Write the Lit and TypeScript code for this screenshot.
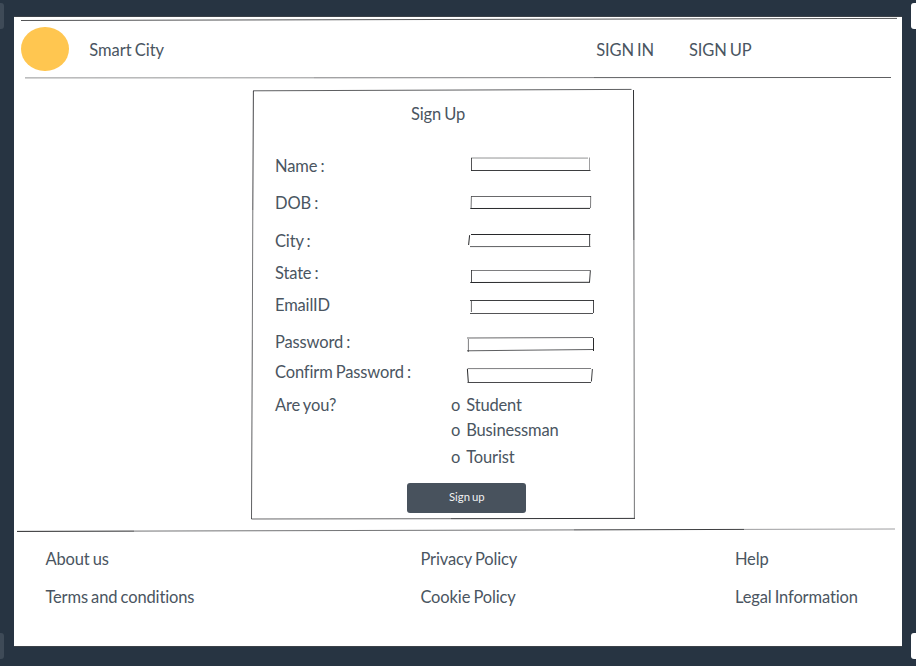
import { LitElement, html, svg, css } from "lit";
import { customElement, property } from "lit/decorators.js";

// x1, y1, x2, y2 and the pencil pressure (stroke opacity).
type Line = [number, number, number, number, number?];

const strokes = (lines: Line[]) =>
  lines.map(
    ([x1, y1, x2, y2, ink = 1]) => svg`<line x1=${x1} y1=${y1} x2=${x2} y2=${y2} stroke-opacity=${ink} />`
  );

// Hand-drawn input outlines: top, left, bottom, right strokes.
const FIELDS: { label: string; box: Line[] }[] = [
  { label: "Name :", box: [[5, 2, 122, 2.1, 0.5], [5.5, 2, 5.5, 14.5, 0.8], [5, 14.5, 124.5, 14.5, 0.9], [123.5, 1.5, 123.5, 14, 0.45]] },
  { label: "DOB :", box: [[5, 3.5, 125, 3.5, 0.7], [5.4, 3.5, 5.1, 15, 0.65], [4.3, 15.5, 124, 15.4], [124.7, 3, 124.5, 15, 0.6]] },
  { label: "City :", box: [[5, 3.5, 124.5, 3.5], [3.6, 4.2, 2.6, 14], [4, 15.6, 124.5, 15.5, 0.75], [123.6, 3, 123.6, 15, 0.85]] },
  { label: "State :", box: [[5, 7.5, 124.5, 7.5, 0.6], [5.5, 7, 5.5, 19, 0.8], [4.3, 19.5, 124, 19.3], [124.4, 7.5, 123.5, 19, 0.9]] },
  { label: "EmailID", box: [[4, 5.5, 128, 5.5, 0.9], [5.4, 6, 5.4, 17, 0.7], [4, 18.5, 127, 18.5, 0.8], [127.5, 5, 127.5, 18, 0.85]] },
  { label: "Password :", box: [[1, 6, 127, 5.5, 0.7], [2.4, 7, 2.4, 20, 0.6], [1, 18.8, 127, 17.5, 0.75], [127.5, 6, 127.5, 19]] },
  { label: "Confirm Password :", box: [[1.5, 6.6, 125, 6.5, 0.6], [1.4, 7, 2.3, 20], [1.5, 20.5, 125, 20.5, 0.85], [126.4, 7, 125.4, 19.5, 0.9]] },
];

const ROLES = ["Student", "Businessman", "Tourist"];

const LINKS = [
  ["About us", "Privacy Policy", "Help"],
  ["Terms and conditions", "Cookie Policy", "Legal Information"],
];

@customElement("sketch-lines")
class SketchLines extends LitElement {
  @property({ attribute: false }) lines: Line[] = [];
  static styles = css`
    :host { display: block; }
    svg { display: block; width: 100%; height: 100%; overflow: visible; }
    line { stroke: #1c1d20; stroke-width: 0.95; }
  `;
  render() {
    return html`<svg aria-hidden="true">${strokes(this.lines)}</svg>`;
  }
}

@customElement("app-root")
class AppRoot extends LitElement {
  static styles = css`
    :host {
      display: block;
      position: relative;
      box-sizing: border-box;
      width: 916px;
      height: 666px;
      padding: 16px 14px 0;
      overflow: hidden;
      background: #273442;
      color: #4a5561;
      font: 16.5px/20px Lato, sans-serif;
      letter-spacing: -0.15px;
      word-spacing: -0.9px;
    }
    .page {
      display: flex;
      flex-direction: column;
      height: 629px;
      background: #fff;
      border-top: 1px solid #3b4148;
      border-bottom: 1px solid #3b4148;
    }
    .handle { position: absolute; width: 10px; height: 26px; border-radius: 3px; background: #3e4a57; }
    .left { left: -6px; }
    .right { left: 911px; background: #fff; }
    .top { top: 3px; }
    .bottom { top: 633px; }
    .rule { height: 5px; flex: none; }
    header { display: flex; align-items: center; height: 54px; padding-left: 7.3px; flex: none; }
    .logo { width: 48px; height: 44.5px; border-radius: 50%; background: #ffc650; }
    .brand { margin: 1px 0 0 20px; letter-spacing: -0.05px; }
    nav { display: flex; gap: 35px; margin: 1px 150.5px 0 auto; }
    .card {
      position: relative;
      box-sizing: border-box;
      width: 384px;
      height: 430px;
      margin: 9px 0 0 237px;
      padding: 14px 0 0 24px;
      flex: none;
    }
    .frame { position: absolute; inset: 0; }
    h1 { margin: 0 0 32px 136px; font: inherit; }
    .form {
      display: grid;
      grid-template-columns: 191px 130px;
      grid-template-rows: 37px 38px 32px 32px 37px 30px 33px;
    }
    .field { height: 24px; }
    .roles { display: flex; }
    .ask { width: 176px; }
    ul { margin: 0; padding: 0; list-style: none; display: grid; grid-template-rows: 25px 27px 20px; }
    li { display: flex; gap: 6px; }
    button {
      display: block;
      width: 119px;
      height: 30.5px;
      margin: 15.5px 0 0 132.3px;
      padding: 0 0 2px;
      border: 0;
      border-radius: 3px;
      background: #48525d;
      color: #f0f1f2;
      font: 11.3px/14px Lato, sans-serif;
      word-spacing: -1px;
    }
    .foot-rule { margin-top: 8px; }
    footer {
      display: grid;
      grid-template-columns: 375px 314.5px auto;
      row-gap: 18px;
      padding: 16px 0 0 31.4px;
      letter-spacing: -0.13px;
    }
  `;

  render() {
    return html`
      <span class="handle left top"></span><span class="handle right top"></span>
      <span class="handle left bottom"></span><span class="handle right bottom"></span>
      <div class="page">
        <sketch-lines class="rule" .lines=${[[7, 3.5, 883, 1.4, 0.8]]}></sketch-lines>
        <header>
          <span class="logo"></span>
          <span class="brand">Smart City</span>
          <nav><span>SIGN IN</span><span>SIGN UP</span></nav>
        </header>
        <sketch-lines
          class="rule"
          .lines=${[[11, 1.9, 300, 1.8, 0.5], [300, 1.8, 580, 1.6, 0.6], [580, 1.6, 877, 1.5, 0.75]]}
        ></sketch-lines>
        <section class="card">
          <sketch-lines
            class="frame"
            .lines=${[
              [2, 0.8, 380.5, -0.6, 0.75],
              [2.4, 1, 1.8, 120, 0.85],
              [1.8, 120, 1.3, 250, 0.65],
              [1.3, 250, 0.5, 429, 0.75],
              [0.5, 429, 200, 428.7, 0.7],
              [200, 428.7, 384, 428.4, 0.95],
              [382.5, 0, 382.9, 150, 0.95],
              [382.9, 150, 383.4, 428, 0.65],
            ]}
          ></sketch-lines>
          <h1>Sign Up</h1>
          <div class="form">
            ${FIELDS.map(
              (f) => html`<span>${f.label}</span><sketch-lines class="field" .lines=${f.box}></sketch-lines>`
            )}
          </div>
          <div class="roles">
            <span class="ask">Are you?</span>
            <ul>${ROLES.map((r) => html`<li><span>o</span><span>${r}</span></li>`)}</ul>
          </div>
          <button>Sign up</button>
        </section>
        <sketch-lines
          class="rule foot-rule"
          .lines=${[[3, 3.4, 120, 3.1], [120, 3.1, 560, 1.9, 0.65], [560, 1.9, 730, 1.4, 0.9], [730, 1.4, 881, 1, 0.45]]}
        ></sketch-lines>
        <footer>${LINKS.flat().map((t) => html`<span>${t}</span>`)}</footer>
      </div>
    `;
  }
}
---------------
**DIRECTION**
Leave every image out, and retype the material exactly.

**ANSWER TO THIS EXERCISE**
Write the Lit and TypeScript code for this screenshot.
import { LitElement, html, svg, css } from "lit";
import { customElement, property } from "lit/decorators.js";

// x1, y1, x2, y2 and the pencil pressure (stroke opacity).
type Line = [number, number, number, number, number?];

const strokes = (lines: Line[]) =>
  lines.map(
    ([x1, y1, x2, y2, ink = 1]) => svg`<line x1=${x1} y1=${y1} x2=${x2} y2=${y2} stroke-opacity=${ink} />`
  );

// Hand-drawn input outlines: top, left, bottom, right strokes.
const FIELDS: { label: string; box: Line[] }[] = [
  { label: "Name :", box: [[5, 2, 122, 2.1, 0.5], [5.5, 2, 5.5, 14.5, 0.8], [5, 14.5, 124.5, 14.5, 0.9], [123.5, 1.5, 123.5, 14, 0.45]] },
  { label: "DOB :", box: [[5, 3.5, 125, 3.5, 0.7], [5.4, 3.5, 5.1, 15, 0.65], [4.3, 15.5, 124, 15.4], [124.7, 3, 124.5, 15, 0.6]] },
  { label: "City :", box: [[5, 3.5, 124.5, 3.5], [3.6, 4.2, 2.6, 14], [4, 15.6, 124.5, 15.5, 0.75], [123.6, 3, 123.6, 15, 0.85]] },
  { label: "State :", box: [[5, 7.5, 124.5, 7.5, 0.6], [5.5, 7, 5.5, 19, 0.8], [4.3, 19.5, 124, 19.3], [124.4, 7.5, 123.5, 19, 0.9]] },
  { label: "EmailID", box: [[4, 5.5, 128, 5.5, 0.9], [5.4, 6, 5.4, 17, 0.7], [4, 18.5, 127, 18.5, 0.8], [127.5, 5, 127.5, 18, 0.85]] },
  { label: "Password :", box: [[1, 6, 127, 5.5, 0.7], [2.4, 7, 2.4, 20, 0.6], [1, 18.8, 127, 17.5, 0.75], [127.5, 6, 127.5, 19]] },
  { label: "Confirm Password :", box: [[1.5, 6.6, 125, 6.5, 0.6], [1.4, 7, 2.3, 20], [1.5, 20.5, 125, 20.5, 0.85], [126.4, 7, 125.4, 19.5, 0.9]] },
];

const ROLES = ["Student", "Businessman", "Tourist"];

const LINKS = [
  ["About us", "Privacy Policy", "Help"],
  ["Terms and conditions", "Cookie Policy", "Legal Information"],
];

@customElement("sketch-lines")
class SketchLines extends LitElement {
  @property({ attribute: false }) lines: Line[] = [];
  static styles = css`
    :host { display: block; }
    svg { display: block; width: 100%; height: 100%; overflow: visible; }
    line { stroke: #1c1d20; stroke-width: 0.95; }
  `;
  render() {
    return html`<svg aria-hidden="true">${strokes(this.lines)}</svg>`;
  }
}

@customElement("app-root")
class AppRoot extends LitElement {
  static styles = css`
    :host {
      display: block;
      position: relative;
      box-sizing: border-box;
      width: 916px;
      height: 666px;
      padding: 16px 14px 0;
      overflow: hidden;
      background: #273442;
      color: #4a5561;
      font: 16.5px/20px Lato, sans-serif;
      letter-spacing: -0.15px;
      word-spacing: -0.9px;
    }
    .page {
      display: flex;
      flex-direction: column;
      height: 629px;
      background: #fff;
      border-top: 1px solid #3b4148;
      border-bottom: 1px solid #3b4148;
    }
    .handle { position: absolute; width: 10px; height: 26px; border-radius: 3px; background: #3e4a57; }
    .left { left: -6px; }
    .right { left: 911px; background: #fff; }
    .top { top: 3px; }
    .bottom { top: 633px; }
    .rule { height: 5px; flex: none; }
    header { display: flex; align-items: center; height: 54px; padding-left: 7.3px; flex: none; }
    .logo { width: 48px; height: 44.5px; border-radius: 50%; background: #ffc650; }
    .brand { margin: 1px 0 0 20px; letter-spacing: -0.05px; }
    nav { display: flex; gap: 35px; margin: 1px 150.5px 0 auto; }
    .card {
      position: relative;
      box-sizing: border-box;
      width: 384px;
      height: 430px;
      margin: 9px 0 0 237px;
      padding: 14px 0 0 24px;
      flex: none;
    }
    .frame { position: absolute; inset: 0; }
    h1 { margin: 0 0 32px 136px; font: inherit; }
    .form {
      display: grid;
      grid-template-columns: 191px 130px;
      grid-template-rows: 37px 38px 32px 32px 37px 30px 33px;
    }
    .field { height: 24px; }
    .roles { display: flex; }
    .ask { width: 176px; }
    ul { margin: 0; padding: 0; list-style: none; display: grid; grid-template-rows: 25px 27px 20px; }
    li { display: flex; gap: 6px; }
    button {
      display: block;
      width: 119px;
      height: 30.5px;
      margin: 15.5px 0 0 132.3px;
      padding: 0 0 2px;
      border: 0;
      border-radius: 3px;
      background: #48525d;
      color: #f0f1f2;
      font: 11.3px/14px Lato, sans-serif;
      word-spacing: -1px;
    }
    .foot-rule { margin-top: 8px; }
    footer {
      display: grid;
      grid-template-columns: 375px 314.5px auto;
      row-gap: 18px;
      padding: 16px 0 0 31.4px;
      letter-spacing: -0.13px;
    }
  `;

  render() {
    return html`
      <span class="handle left top"></span><span class="handle right top"></span>
      <span class="handle left bottom"></span><span class="handle right bottom"></span>
      <div class="page">
        <sketch-lines class="rule" .lines=${[[7, 3.5, 883, 1.4, 0.8]]}></sketch-lines>
        <header>
          <span class="logo"></span>
          <span class="brand">Smart City</span>
          <nav><span>SIGN IN</span><span>SIGN UP</span></nav>
        </header>
        <sketch-lines
          class="rule"
          .lines=${[[11, 1.9, 300, 1.8, 0.5], [300, 1.8, 580, 1.6, 0.6], [580, 1.6, 877, 1.5, 0.75]]}
        ></sketch-lines>
        <section class="card">
          <sketch-lines
            class="frame"
            .lines=${[
              [2, 0.8, 380.5, -0.6, 0.75],
              [2.4, 1, 1.8, 120, 0.85],
              [1.8, 120, 1.3, 250, 0.65],
              [1.3, 250, 0.5, 429, 0.75],
              [0.5, 429, 200, 428.7, 0.7],
              [200, 428.7, 384, 428.4, 0.95],
              [382.5, 0, 382.9, 150, 0.95],
              [382.9, 150, 383.4, 428, 0.65],
            ]}
          ></sketch-lines>
          <h1>Sign Up</h1>
          <div class="form">
            ${FIELDS.map(
              (f) => html`<span>${f.label}</span><sketch-lines class="field" .lines=${f.box}></sketch-lines>`
            )}
          </div>
          <div class="roles">
            <span class="ask">Are you?</span>
            <ul>${ROLES.map((r) => html`<li><span>o</span><span>${r}</span></li>`)}</ul>
          </div>
          <button>Sign up</button>
        </section>
        <sketch-lines
          class="rule foot-rule"
          .lines=${[[3, 3.4, 120, 3.1], [120, 3.1, 560, 1.9, 0.65], [560, 1.9, 730, 1.4, 0.9], [730, 1.4, 881, 1, 0.45]]}
        ></sketch-lines>
        <footer>${LINKS.flat().map((t) => html`<span>${t}</span>`)}</footer>
      </div>
    `;
  }
}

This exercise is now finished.